The central claim of the relevance theory is that the expectations of relevance raised by an utterance are precise enough, and predictable enough, to guide the hearer towards the speacker’s meaning. The aim is to explain in cognitively realistic terms what these expectations of relevance amount to, and how they might contribute to an empirically plausible amount of comprehension.

The authors extend this theory not only on the utterance level, but they port it to all the rest of the cognitive phenomena, like thoughts, memories and conclusions of inferences. The search for relevance is a basic feature of human cognition, which communicators may exploit.

An input is relevant to an individual when it connects with background information he has available to yield conclusions that matter to her/him. An imput is relevant when its processing in a context of available assumptions yields a positive cognitive effect: i.e., a positive conclusion. A contextual implication is a conlcusion deductible from the input and the context together, but from neither input and context alone.

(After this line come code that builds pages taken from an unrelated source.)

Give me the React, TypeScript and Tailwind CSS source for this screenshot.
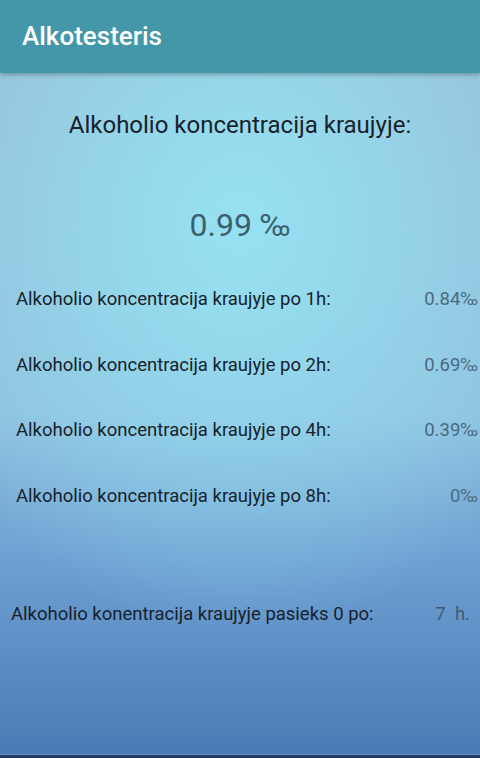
import React from "react";

const rows = [
  { label: "Alkoholio koncentracija kraujyje po 1h:", value: "0.84‰" },
  { label: "Alkoholio koncentracija kraujyje po 2h:", value: "0.69‰" },
  { label: "Alkoholio koncentracija kraujyje po 4h:", value: "0.39‰" },
  { label: "Alkoholio koncentracija kraujyje po 8h:", value: "0‰" },
];

export default function App() {
  return (
    <div className="flex h-[758px] w-[480px] flex-col overflow-hidden font-['Roboto',sans-serif]">
      <header className="z-10 flex h-[73px] shrink-0 items-center bg-[#4497a8] px-[22px] shadow-[0_2px_4px_rgba(0,0,0,0.25)]">
        <h1 className="text-[26px] font-medium text-white">Alkotesteris</h1>
      </header>
      <main className="flex flex-1 flex-col bg-[radial-gradient(ellipse_75%_60%_at_50%_22%,rgba(150,226,242,1)_0%,rgba(150,226,242,0.6)_45%,rgba(150,226,242,0)_100%),linear-gradient(to_bottom,#98bcd6_0%,#8fbede_50%,#6d9fd2_72%,#4b7bb6_100%)]">
        <p className="mt-[37px] text-center text-[24px] leading-[30px] text-[#17222c]">
          Alkoholio koncentracija kraujyje:
        </p>
        <p className="mt-[66px] text-center text-[32px] leading-[38px] text-[#3b5f6e]">
          0.99 ‰
        </p>
        <div className="mt-[44px] flex flex-col gap-[41.5px] pl-[16px] pr-[2px]">
          {rows.map((r) => (
            <div key={r.label} className="flex h-[24px] items-center justify-between text-[18.5px]">
              <span className="text-[#17222c]">{r.label}</span>
              <span className="text-[#4b6a80]">{r.value}</span>
            </div>
          ))}
        </div>
        <div className="mt-[94px] flex h-[24px] items-center justify-between pl-[11px] pr-[10px] text-[18.5px]">
          <span className="text-[#17222c]">Alkoholio konentracija kraujyje pasieks 0 po:</span>
          <span className="whitespace-pre text-[#3e5a73]">7  h.</span>
        </div>
      </main>
      <div className="h-[4px] shrink-0 border-t border-[#6b8fbf] bg-[#1e3a66]" />
    </div>
  );
}
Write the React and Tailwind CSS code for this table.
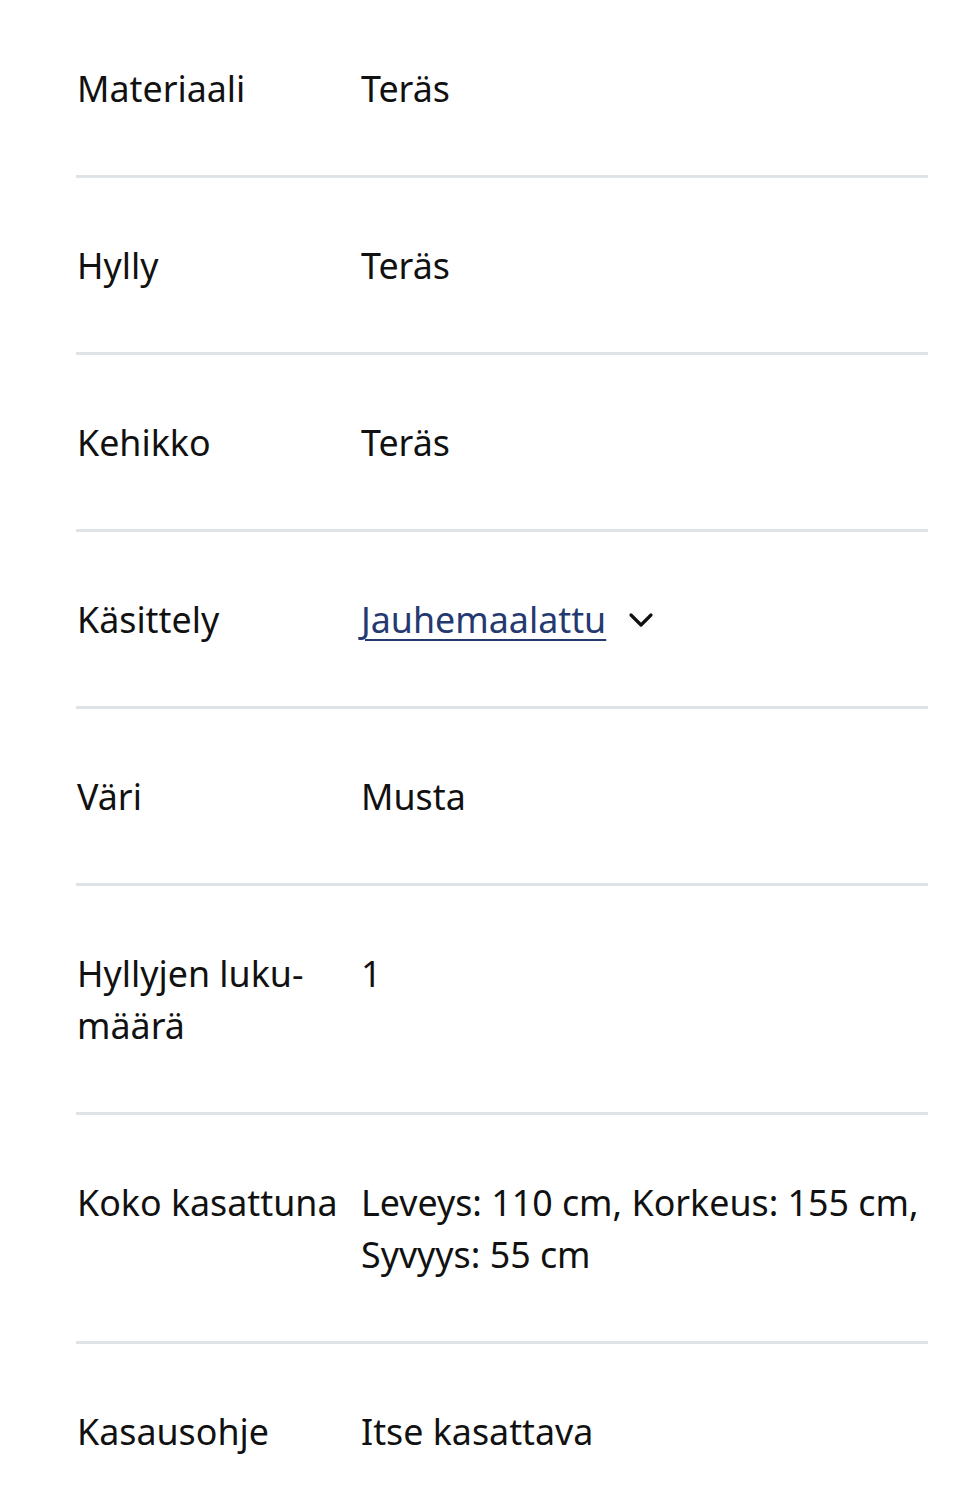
const rows = [
  { label: "Materiaali", value: "Teräs" },
  { label: "Hylly", value: "Teräs" },
  { label: "Kehikko", value: "Teräs" },
  { label: "Käsittely", value: "Jauhemaalattu", link: true },
  { label: "Väri", value: "Musta" },
  { label: "Hyllyjen luku-\nmäärä", value: "1" },
  { label: "Koko kasattuna", value: "Leveys: 110 cm, Korkeus: 155 cm, Syvyys: 55 cm" },
  { label: "Kasausohje", value: "Itse kasattava" },
];

const ChevronDown = () => (
  <svg width="26" height="18" viewBox="0 0 26 18" fill="none" className="ml-[22px] mt-[2px]">
    <path d="M3 4l10 10 10-10" stroke="#111" strokeWidth="3.2" strokeLinecap="round" strokeLinejoin="round" />
  </svg>
);

export default function App() {
  return (
    <div className="min-h-[1504px] bg-white pt-[1px] pl-[77px] pr-[32px] font-['Noto_Sans',sans-serif] text-[35.8px] leading-[52px] text-[#111]">
      {rows.map((row, i) => (
        <div
          key={row.label}
          className={`flex -ml-px pl-px py-[61px] ${i < rows.length - 1 ? "border-b-[3px] border-[#dfe3e8]" : ""}`}
        >
          <div className="w-[284px] shrink-0 whitespace-pre-line">{row.label}</div>
          <div className="flex-1">
            {row.link ? (
              <span className="inline-flex items-center">
                <a href="#" className="text-[#24396f] underline decoration-2 underline-offset-[6px]">
                  {row.value}
                </a>
                <ChevronDown />
              </span>
            ) : (
              row.value
            )}
          </div>
        </div>
      ))}
    </div>
  );
}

Relevance is a matter of degree. Other things being equal, the more worthwile conclusions achieved by processing an input, the more relevant it will be. Other things being equal, the greater the processing effort required, the less relevant the input will be. Thus relevance may be assessed in terms of cognitive effects and processing effort.

Relevance theory treats the identification of explicit content as equally inferential, and equally guided by the communicative principle of Relevence, as the recovery of implicatures.